Hormone therapies are routinely used to treat hormone-sensitive (ER+ and/or PR+) breast cancer. Researchers have developed online health programs designed to help women with early-stage breast cancer learn more about hormone therapy and how to enhance wellbeing.
The purpose of the My Journey Study is to compare two 8-week online health programs that have been developed to help women with early-stage breast cancer starting hormone therapy. Both programs include interactive health resources and videos. The researchers are interested in learning what aspects of these programs patients find beneficial.
The purpose of this study is to learn how a woman’s beliefs and values influence her decision to select a specific type of breast cancer surgery. The researchers will use what they learn to create a decision aid that doctors can use to talk with their patients about breast surgery options.
The purpose of this study is to evaluate a brief, game-like set of tests developed to measure changes in cognitive (mental) function. The test, called the Cogsuite Assessment, is designed to evaluate a person’s ability to organize and plan, initiate and stay focused on certain tasks, regulate their emotions, and process and interpret visual information. The tests also evaluate memory, motor function, and processing speed. This study is expected to help researchers design a test doctors can use to identify cognitive impairments in people who have been treated for cancer.
The research team needs both women who have been diagnosed with stage 0 (DCIS) to stage III breast cancer and women who have not had cancer to participate so the researchers can compare test results between the two groups.
Breast cancer treatments may have an impact on how the brain processes information and emotions as well as on a person’s attention span and behavior. To better understand and measure these changes, researchers at Memorial Sloan Kettering Cancer Center developed a new thinking test called the Sensory-Attention-Executive (SAE) Battery. The research team needs women who have not had cancer to participate in a study that will evaluate whether these tests accurately capture how the brain may change over time.
Some people live for many years following a metastatic breast cancer diagnosis. To gain insight into why, researchers want to learn more about the medical history and health habits of women and men living with metastatic breast cancer. If you take part in this study, you will complete an online survey that will ask you questions about diet, exercise, health behaviors and medical care.
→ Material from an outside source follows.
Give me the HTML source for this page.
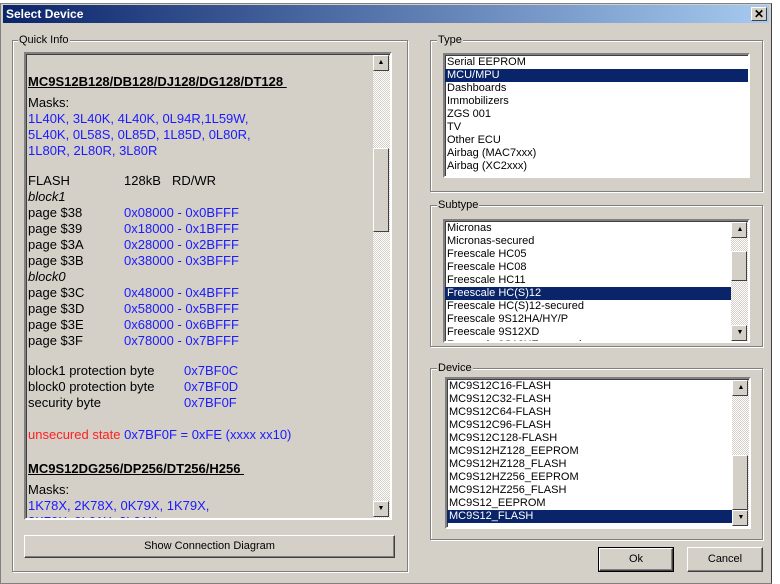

Some participants who fill out the survey will also be invited to participate in an optional sub-study, which includes a medical record review, a blood or saliva sample, and tumor analysis. Findings from the survey and optional sub-study may help the research team discover how to help people live longer after a diagnosis of metastatic breast cancer.
Women receive mixed messages about what type of breast cancer screening they should have and how often they should have mammograms. The WISDOM Study compares the routine, annual mammogram schedule to a personalized screening schedule based on a woman’s individual risk factors. The goal of the study is to determine the best way to use mammograms to improve breast cancer screening while reducing the number of call backs, false alarms, and biopsies for women who do not have breast cancer.